Bardet, in U.S. Pat. No. 4,100,386 issued July 11, 1978, teaches that a ceramic or refractory material, not normally susceptible to heating by microwave energy, may be melted when placed within a microwave cavity in close proximity to a probe made of a lossy material. The lossy material causes an increase in temperature at the proximate end of the ceramic material. Further, the electromagnetic field within the cavity is increased at this point due to the insertion and heating of the lossy material probe. The heating of the lossy probe causes the ceramic material to likewise experience a rise in temperature. As its temperature rises, the dielectric constant and the loss tangent of the ceramic material increases which in turn increases its susceptibility to heating by the impinging electromagnetic field. A point is soon reached at which the lossy probe may be removed and the heating of the ceramic material will continue apace until melting of the ceramic material occurs. Bardet discloses the melting of a pure silica bar of material and the drawing therefrom of a continuous thread of silica.
The process of Sutton et al, noted above, is brought to mind by the disclosure of Nishitani in U.S. Pat. No. 4,147,911. Nishitani's disclosure is directed toward the sintering of refractory materials, sintering being defined as the forming of a solid by compacting a powder and heating same below the melting point of the powdered material for several hours. A solid form then results. Nishitani finds that the process may be expedited by the inclusion of metallic particles within the refractory material. However, the conductive materials must first be micro-pulverized so that the conductive particles are no greater than ten times the skin depth of penetration of the microwave energy impinging on the refractory material. Heating of both the refractory material and the micro-pulverized conductive particles thus takes place due to the reaction of the conductive particles with the microwave field.
Another patent concerning the sintering of ceramic materials is that of Lacombe-Allard in U.S. Pat. No. 4,057,702 issued Nov. 8, 1977. Lacombe-Allard acknowledges the fact that ceramic materials and, in particular, refractory oxides may be made susceptible to heating under the influence of microwave energy by the incorporation within the ceramic composition of additives which are rapidly heated under the influence of an electromagnetic field. However, certain disadvantages of this approach are pointed out by Lacombe-Allard. He notes that the rise in temperature of the ceramic composition is initially very slow giving as an example that three-quarters of the total time of the operation may be required to raise the product to be sintered to a temperature which is less than one-half the sintering temperature. He notes further that special precautions must be taken to ensure homogenous heating of the products to be sintered and to control a rapid increase in the heating action as the sintering temperature is approached. In addition, the supports on which such ceramic material is emplaced in the microwave field are often susceptible to excessive heating which may affect the uniformity of heating of the ceramic material being sintered. To avoid these problems, Lacombe-Allard teaches that the refractory materials should be raised in temperature using conventional heating means prior to being introduced to the electromagnetic field radiated by the microwave source. By raising the temperature of the refractory materials, their dielectric constant and loss tangent are increased so that when they are exposed to the microwave radiation, they are susceptible to heating thereby and are rapidly brought to the sintering temperature. Thus, the disadvantages of additives to the basic refractory material are avoided.
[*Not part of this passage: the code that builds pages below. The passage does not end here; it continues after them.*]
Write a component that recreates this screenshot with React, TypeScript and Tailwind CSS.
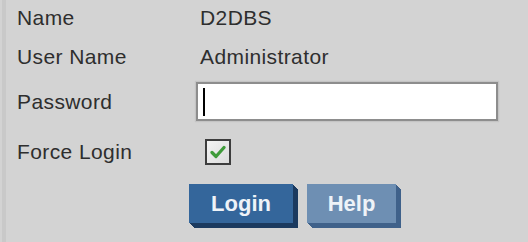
import React from "react";

export default function App() {
  const font = { fontFamily: '"Liberation Sans", Arial, sans-serif' };
  return (
    <div
      className="w-[528px] h-[242px] bg-[#d3d3d3] relative overflow-hidden text-[#2e2e2e]"
      style={font}
    >
      <div className="absolute left-[2px] top-0 bottom-0 w-[4px] bg-[#c9c9c9]" />
      <div className="flex flex-col pl-[17px] tracking-[0.4px]">
        <div className="flex items-center h-[36px] text-[21px]">
          <span className="w-[180px]">Name</span>
          <span className="pl-[3px]">D2DBS</span>
        </div>
        <div className="flex items-center h-[42px] text-[21px]">
          <span className="w-[180px]">User Name</span>
          <span className="pl-[3px]">Administrator</span>
        </div>
        <div className="flex items-center h-[43px] mt-[2px] text-[21px]">
          <span className="w-[179px]">Password</span>
          <div className="w-[302px] h-[39px] border-2 border-[#8d8d8d] bg-white shadow-[0_0_1px_1px_#c4c4c4] flex items-center pl-[5px]">
            <div className="w-[2px] h-[28px] bg-black" />
          </div>
        </div>
        <div className="flex items-center h-[42px] mt-[8px] text-[21px]">
          <span className="w-[188px]">Force Login</span>
          <div className="w-[26px] h-[26px] border-2 border-[#3d3d3d] bg-gradient-to-br from-[#f4f4f4] to-[#dcdcdc] flex items-center justify-center">
            <svg width="16" height="14" viewBox="0 0 16 14">
              <path d="M2 7.5 L6 11.5 L14 2.5" fill="none" stroke="#3f9b3a" strokeWidth="3.2" strokeLinecap="round" strokeLinejoin="round" />
            </svg>
          </div>
        </div>
        <div className="flex mt-[11px] pl-[172px] gap-[14px] tracking-normal">
          <button
            className="w-[104px] h-[39px] bg-[#34669b] text-[#eef3f8] font-bold text-[22px] shadow-[1px_1px_0_#1b3a5f,2px_2px_0_#1b3a5f,3px_3px_0_#1b3a5f,4px_4px_0_#1b3a5f,5px_5px_0_#1b3a5f] flex items-center justify-center"
            style={font}
          >
            Login
          </button>
          <button
            className="w-[89px] h-[39px] bg-[#6e8fb3] text-[#eef3f8] font-bold text-[22px] shadow-[1px_1px_0_#3f618a,2px_2px_0_#3f618a,3px_3px_0_#3f618a,4px_4px_0_#3f618a,5px_5px_0_#3f618a] flex items-center justify-center"
            style={font}
          >
            Help
          </button>
        </div>
      </div>
    </div>
  );
}
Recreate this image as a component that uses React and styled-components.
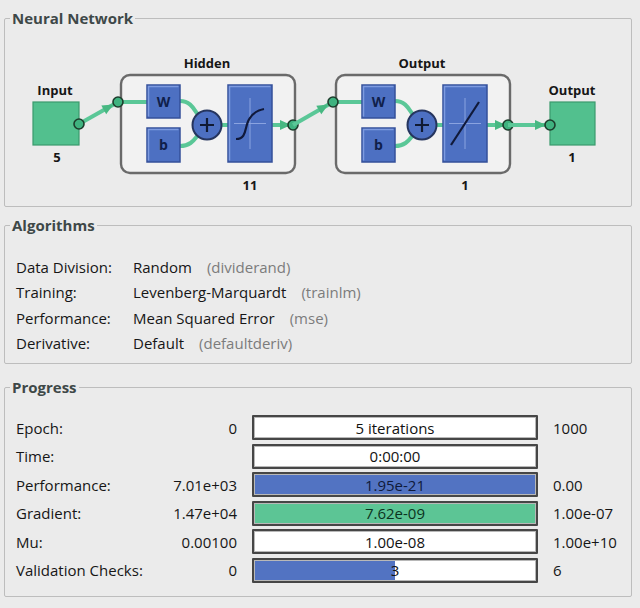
import React from 'react';
import styled, { createGlobalStyle } from 'styled-components';

const GlobalStyle = createGlobalStyle`
    html, body {
        margin: 0;
        padding: 0;
        background: #ebebeb;
    }
    body {
        font-family: "Open Sans", "Noto Sans", sans-serif;
        font-weight: 500;
        color: #161616;
    }
`;

const Window = styled.div`
    width: 640px;
    height: 608px;
    padding: 0 8px 0 4px;
    box-sizing: border-box;
    display: flex;
    flex-direction: column;
`;

const Panel = styled.fieldset`
    margin: ${({ $top }) => $top}px 0 0 0;
    padding: 0;
    border: 1px solid #bdbdbd;
    border-radius: 2px;
    min-width: 0;
`;

const Legend = styled.legend`
    margin-left: 5px;
    padding: 0 2px;
    font-size: 15px;
    line-height: 20px;
    font-weight: 700;
    color: #3e4848;
`;

const AlgoGrid = styled.div`
    display: grid;
    grid-template-columns: 117px 1fr;
    grid-auto-rows: 25.5px;
    align-items: center;
    padding: 19px 0 7px 11px;
    font-size: 15px;
`;

const AlgoValue = styled.span`
    display: flex;
    gap: 15px;
`;

const Note = styled.span`
    color: #7c7c7c;
`;

const ProgressGrid = styled.div`
    display: grid;
    grid-template-columns: 135px 71px 286px auto;
    column-gap: 15px;
    row-gap: 3.6px;
    grid-auto-rows: 25px;
    align-items: center;
    padding: 18px 0 13px 11px;
    font-size: 15px;
`;

const Start = styled.span`
    text-align: right;
`;

const Bar = styled.div`
    height: 25px;
    box-sizing: border-box;
    border: 2px solid #464646;
    border-radius: 1px;
    background: linear-gradient(
        to right,
        ${({ $color }) => $color} ${({ $fill }) => $fill}%,
        #ffffff ${({ $fill }) => $fill}%
    );
    box-shadow: inset 0 0 0 1px #b8b8b8;
    display: flex;
    align-items: center;
    justify-content: center;
    font-size: 15px;
    color: ${({ $ink }) => $ink || '#111'};
`;

const BLUE = '#5273c2';
const GREEN = '#5cc595';

const algorithms = [
    ['Data Division:', 'Random', '(dividerand)'],
    ['Training:', 'Levenberg-Marquardt', '(trainlm)'],
    ['Performance:', 'Mean Squared Error', '(mse)'],
    ['Derivative:', 'Default', '(defaultderiv)'],
];

const progress = [
    { label: 'Epoch:', start: '0', text: '5 iterations', end: '1000', fill: 0 },
    { label: 'Time:', start: '', text: '0:00:00', end: '', fill: 0 },
    { label: 'Performance:', start: '7.01e+03', text: '1.95e-21', end: '0.00', fill: 100, color: BLUE, ink: '#0f1a3a' },
    { label: 'Gradient:', start: '1.47e+04', text: '7.62e-09', end: '1.00e-07', fill: 100, color: GREEN, ink: '#0b3320' },
    { label: 'Mu:', start: '0.00100', text: '1.00e-08', end: '1.00e+10', fill: 0 },
    { label: 'Validation Checks:', start: '0', text: '3', end: '6', fill: 50, color: BLUE },
];

/* --- network diagram pieces, drawn in window coordinates --- */

const WIRE = '#5ac797';

const DiagramSvg = styled.svg`
    display: block;
`;

const Node = ({ x, y }) => (
    <circle cx={x} cy={y} r="5" fill="#3fb27f" stroke="#1d3d2c" strokeWidth="1.6" />
);

const Arrow = ({ x, y, angle = 0 }) => (
    <polygon
        points="-6,-5 5,0 -6,5"
        fill="#47b882"
        transform={`translate(${x} ${y}) rotate(${angle})`}
    />
);

const Block = ({ x, y, w, h, children }) => (
    <g>
        <rect x={x} y={y} width={w} height={h} fill="#4d70c2" stroke="#35509a" strokeWidth="1.5" />
        <path d={`M${x + 1.5} ${y + h - 1.5} V${y + 1.5} H${x + w - 1.5}`} stroke="#7e9be0" strokeWidth="1.5" fill="none" />
        {children}
    </g>
);

const Label = styled.text`
    font-family: "Open Sans", "Noto Sans", sans-serif;
    font-size: ${({ $size }) => $size || 13}px;
    font-weight: 700;
    fill: ${({ $ink }) => $ink || '#161616'};
    text-anchor: middle;
`;

const Layer = ({ x, title, size, transfer }) => {
    const wx = x + 26;
    const tx = x + 107;
    const px = x + 86;
    return (
        <g>
            <rect x={x} y="75" width="174" height="98" rx="9" fill="#f2f2f2" stroke="#6a6a6a" strokeWidth="2.4" />
            <Label x={x + 86} y="68">{title}</Label>
            <Label x={x + 129} y="190">{size}</Label>
            <path d={`M${x - 3} 102 H${wx}`} stroke={WIRE} strokeWidth="4" fill="none" />
            <path d={`M${wx + 33} 101 C${wx + 45} 101 ${wx + 48} 112 ${px - 8} 116`} stroke={WIRE} strokeWidth="4" fill="none" />
            <path d={`M${wx + 33} 146 C${wx + 45} 146 ${wx + 48} 138 ${px - 8} 134`} stroke={WIRE} strokeWidth="4" fill="none" />
            <path d={`M${px + 14} 125 H${tx}`} stroke={WIRE} strokeWidth="4" fill="none" />
            <path d={`M${tx + 44} 125 H${x + 168}`} stroke={WIRE} strokeWidth="4" fill="none" />
            <Arrow x={x + 165} y="125" />
            <Block x={wx} y={85} w={33} h={33}>
                <Label x={wx + 16.5} y="107" $size={14} $ink="#10204a">W</Label>
            </Block>
            <Block x={wx} y={128} w={33} h={34}>
                <Label x={wx + 16.5} y="150" $size={14} $ink="#10204a">b</Label>
            </Block>
            <circle cx={px} cy="125" r="14.5" fill="#4d70c2" stroke="#26355e" strokeWidth="2" />
            <path d={`M${px - 7} 125 H${px + 7} M${px} 118 V132`} stroke="#101a33" strokeWidth="2.2" />
            <Block x={tx} y={85} w={44} h={77}>
                <path d={`M${tx + 6} 123.5 H${tx + 38} M${tx + 22} 98 V149`} stroke="#8aa3e0" strokeWidth="1" />
                {transfer === 'tansig' ? (
                    <path
                        d={`M${tx + 8} 139 C${tx + 20} 139 ${tx + 16} 125 ${tx + 22} 118 C${tx + 26} 112 ${tx + 30} 110 ${tx + 36} 109`}
                        stroke="#10193a"
                        strokeWidth="2.2"
                        fill="none"
                    />
                ) : (
                    <path d={`M${tx + 8} 145 L${tx + 36} 102`} stroke="#10193a" strokeWidth="2.2" fill="none" />
                )}
            </Block>
            <Node x={x - 3} y={102} />
            <Node x={x + 172} y={125} />
        </g>
    );
};

const Diagram = () => (
    <DiagramSvg width="626" height="178" viewBox="5 28 626 178">
        {/* input */}
        <Label x="55" y="95">Input</Label>
        <rect x="33" y="102" width="46" height="43" fill="#52c08e" stroke="#3b9a6d" strokeWidth="1.2" />
        <Label x="57" y="162">5</Label>
        <path d="M79 124 L118 102" stroke={WIRE} strokeWidth="4" />
        <Arrow x={109} y={107} angle={-29} />
        <Node x={79} y={124} />

        <Layer x={121} title="Hidden" size="11" transfer="tansig" />

        <path d="M293 125 L333 102" stroke={WIRE} strokeWidth="4" />
        <Arrow x={324} y={107} angle={-30} />

        <Layer x={336} title="Output" size="1" transfer="purelin" />

        {/* output */}
        <path d="M508 125 H546" stroke={WIRE} strokeWidth="4" />
        <Arrow x={541} y={125} />
        <Label x="572" y="95">Output</Label>
        <rect x="550" y="102" width="45" height="43" fill="#52c08e" stroke="#3b9a6d" strokeWidth="1.2" />
        <Node x={550} y={125} />
        <Label x="572" y="162">1</Label>
    </DiagramSvg>
);

const App = () => (
    <>
        <GlobalStyle />
        <Window>
            <Panel $top={8}>
                <Legend>Neural Network</Legend>
                <Diagram />
            </Panel>
            <Panel $top={8}>
                <Legend>Algorithms</Legend>
                <AlgoGrid>
                    {algorithms.map(([label, value, note]) => (
                        <React.Fragment key={label}>
                            <span>{label}</span>
                            <AlgoValue>
                                <span>{value}</span>
                                <Note>{note}</Note>
                            </AlgoValue>
                        </React.Fragment>
                    ))}
                </AlgoGrid>
            </Panel>
            <Panel $top={13}>
                <Legend>Progress</Legend>
                <ProgressGrid>
                    {progress.map((row) => (
                        <React.Fragment key={row.label}>
                            <span>{row.label}</span>
                            <Start>{row.start}</Start>
                            <Bar $fill={row.fill} $color={row.color || '#fff'} $ink={row.ink}>
                                {row.text}
                            </Bar>
                            <span>{row.end}</span>
                        </React.Fragment>
                    ))}
                </ProgressGrid>
            </Panel>
        </Window>
    </>
);

export default App;
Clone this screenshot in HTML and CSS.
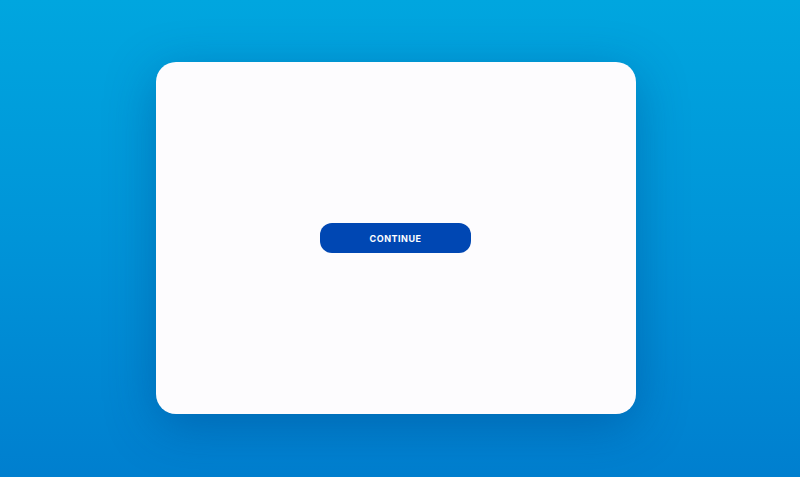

All of the known art, as cited above, is directed toward the principle that a material which is not susceptible to heating by exposure to microwave radiation may have its temperature raised by placing it in close proximity to a material which is susceptible to such heating. The suceptible material is chosen for its susceptibility to heating upon exposure to microwave radiation and for its lack of reaction with the nonsusceptible material. None of the known prior art teaches that microwave energy radiation may be employed to bring about a chemical reaction between two or more reactants.
It is therefore an objective of the present invention to provide means and method for utilizing microwave radiation to being about a chemical reaction of two or more reactants radiated by an electromagnetic radio field.
It is a specific objective of the invention to provide means and method for utilizing a microwave energy source as the source of the electromagnetic radiation for bringing about the chemical reaction of two or more reactants.
It is a particular objective of the invention to provide means and method for utilizing electromagnetic radiation in the production of carbide.
It is a most specific objective of the invention to provide means and method for utilizing electromagnetic radiation in cooperation with an electrolysis process for causing the chemical reaction of two or more reactants.